East Germany countryside. Cool and wet. Exactly the way I want to be.
It's bad, folks. The Arizona fire has spread to New Mexico. We're losing our southwestern forests.
West Texas is burning. Every day, two to three new wildfires pop up all over Texas. No rain to even the odds.
So on top of the record-breaking triple digit heat, we have smoke. A hazy pall that's been accumulating for many months now. The desert-dry wind stirs it up, but it doesn't leave.
No rain to wash it out. None to keep the wild critters alive. I so hate it when it gets so hot and dry the birds walk around with their beaks open--too dry to close them.
Speaking of skyrockets, Austin's Fourth of July celebration has been cancelled due to extreme weather conditions. No fireworks, no orchestra at Auditorium Shores this year. Thank all the gods and goddesses for banning high-flying burning objects in our present tinderbox of a state. I shudder to think of how much of Austin would burn to ashes. Nor should 75 musicians have to swelter in concert black, fight the wind to keep the scores on the stands, and sit in uncomfortable chairs, in the dark...don't even think about the traffic and parking.
I've been into weather since I can remember.
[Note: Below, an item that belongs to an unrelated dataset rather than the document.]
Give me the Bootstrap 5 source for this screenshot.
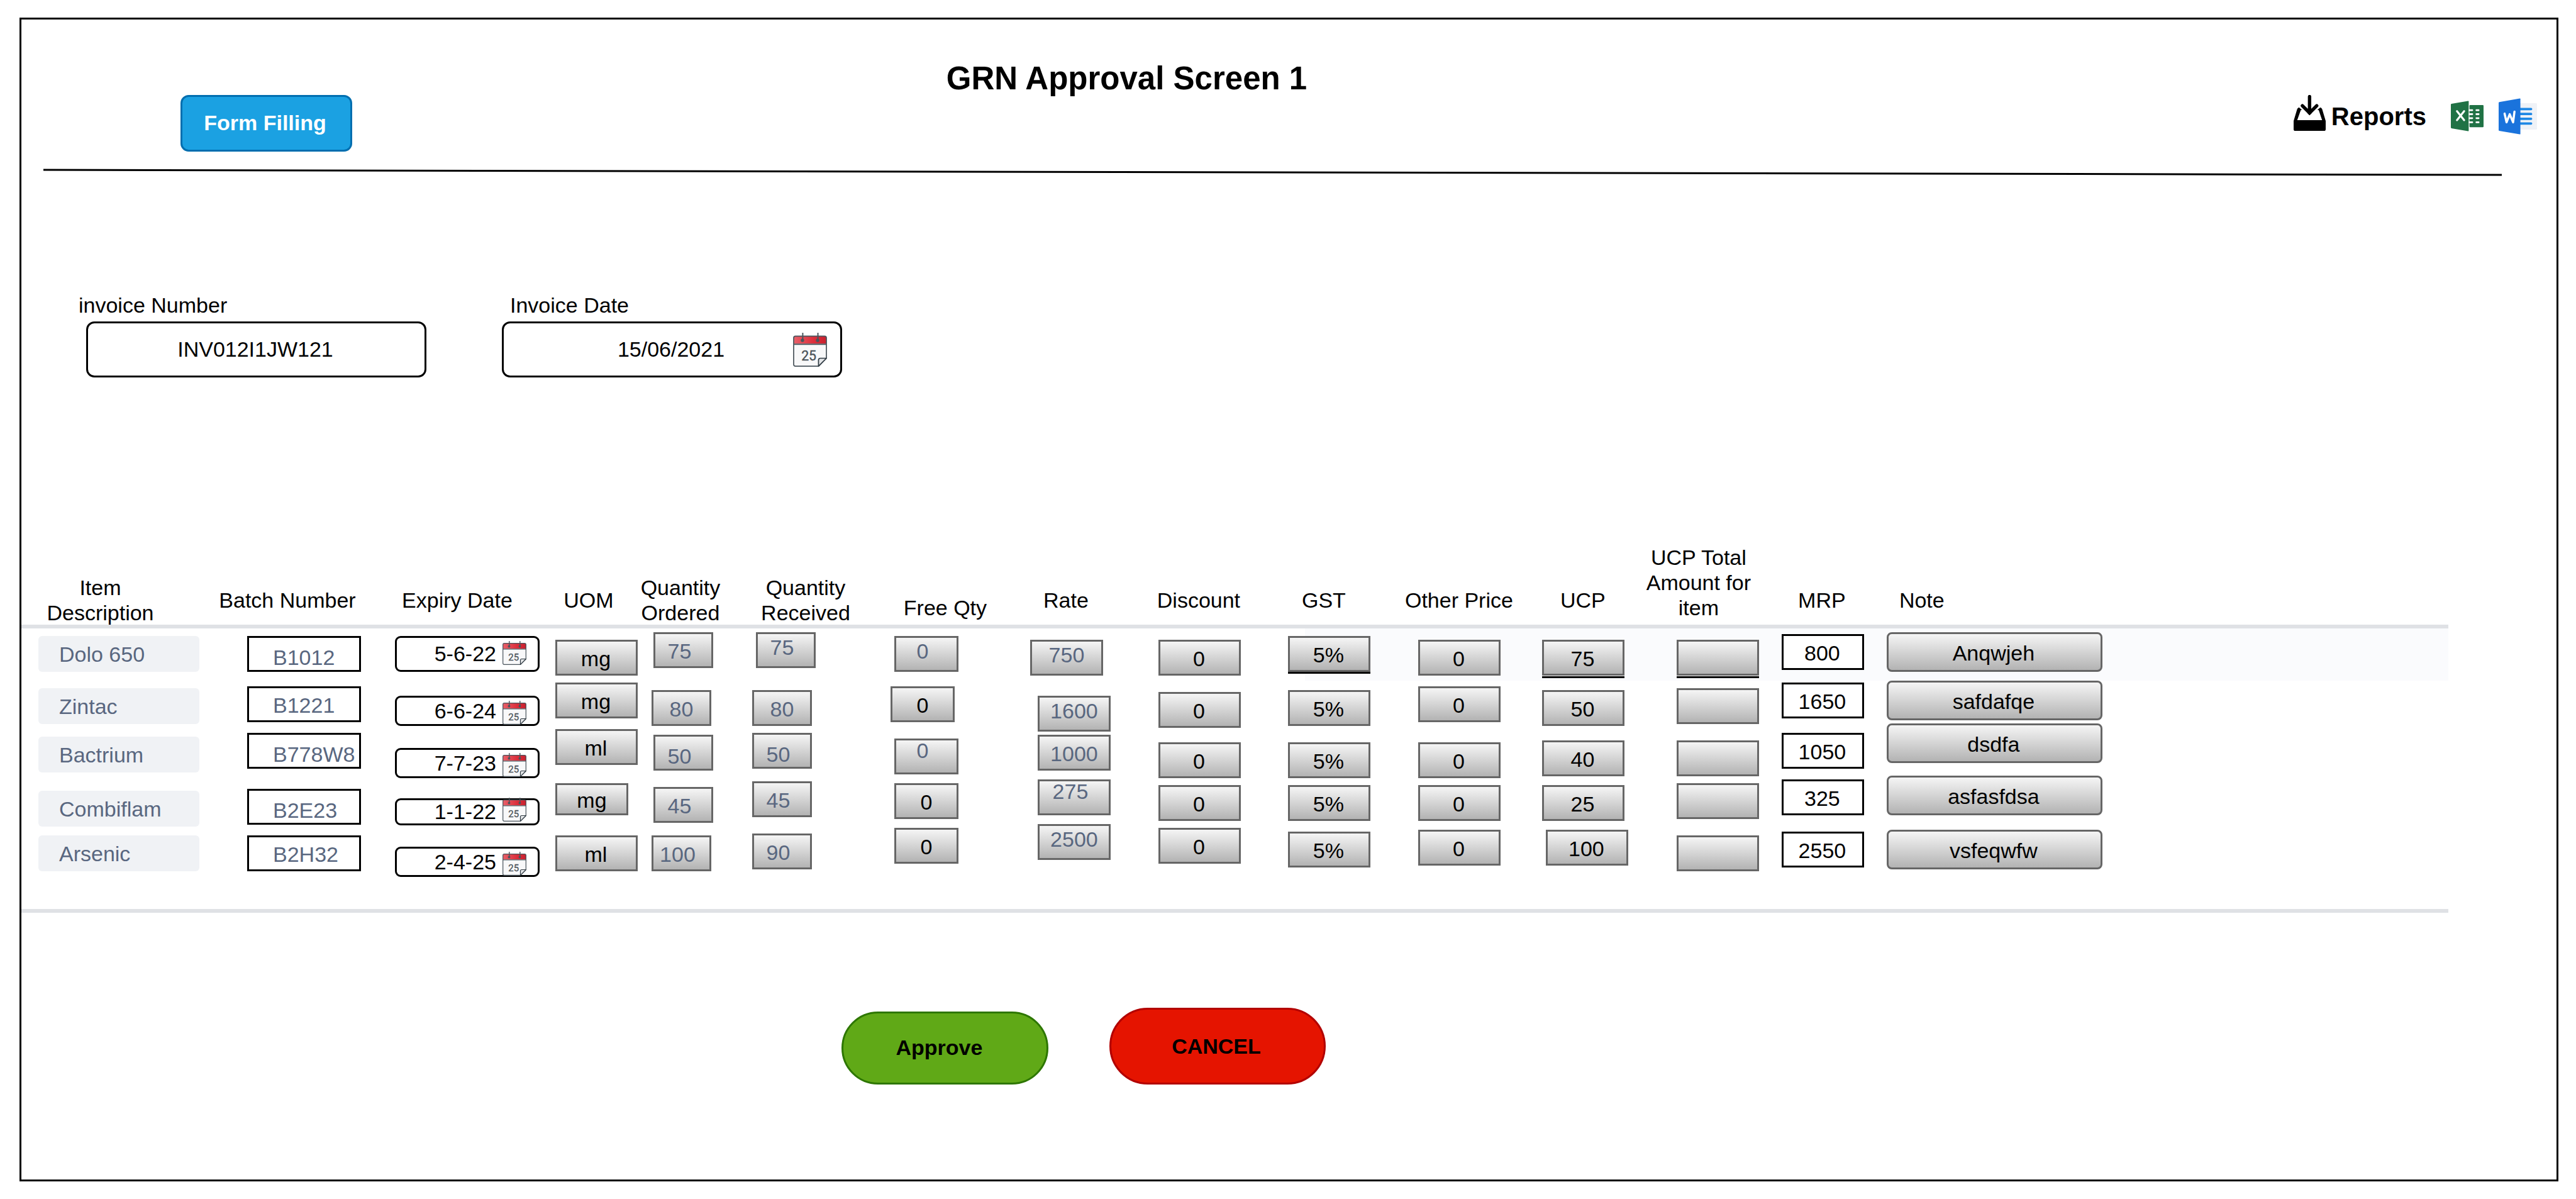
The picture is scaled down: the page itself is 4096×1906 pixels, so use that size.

When I was a kid, it thrilled me, excited me. Even when lightning struck the utility pole I was standing in a puddle right next to. When our family outraced a tornado coming up over the hill.
I was convinced in 1970 that the US was already beyond squandering natural resources, corporations poisoned the water, air, and earth to profit greedy bad guys. No one was doing much of anything to fix it.
Now, the weather makes me afraid. I'm old enough to have seen weather patterns change exponentially. I don't need the stats, I've experienced it. And it is ramping up. El Nino and La Nina models are breaking up. A few other countries are doing what they can to fix it. The US, certainly one of the top three greatest polluters on earth, continues to rape the environment with impunity.
Living in Australia for two years opened my eyes to what life is like under the hole in the ozone. Excessive, dangerous radiation. Lots of cancer. Lots of UVA/B resistant clothing and accessories. Lots of awareness. And the hole is growing. You don't have to call it Global Warming. Something IS happening, however, and we'd best get to it.
It's 1:02 a.m. Our local Austin weather champions cautiously hold out the first chance for rain in half a year. We're under a severe thunderstorm warning. Some of us will get less than an inch, most won't.
Thunder! Rain! Yes! Solstice! Night of the Long Dance. Time to run outside and dance in the rain!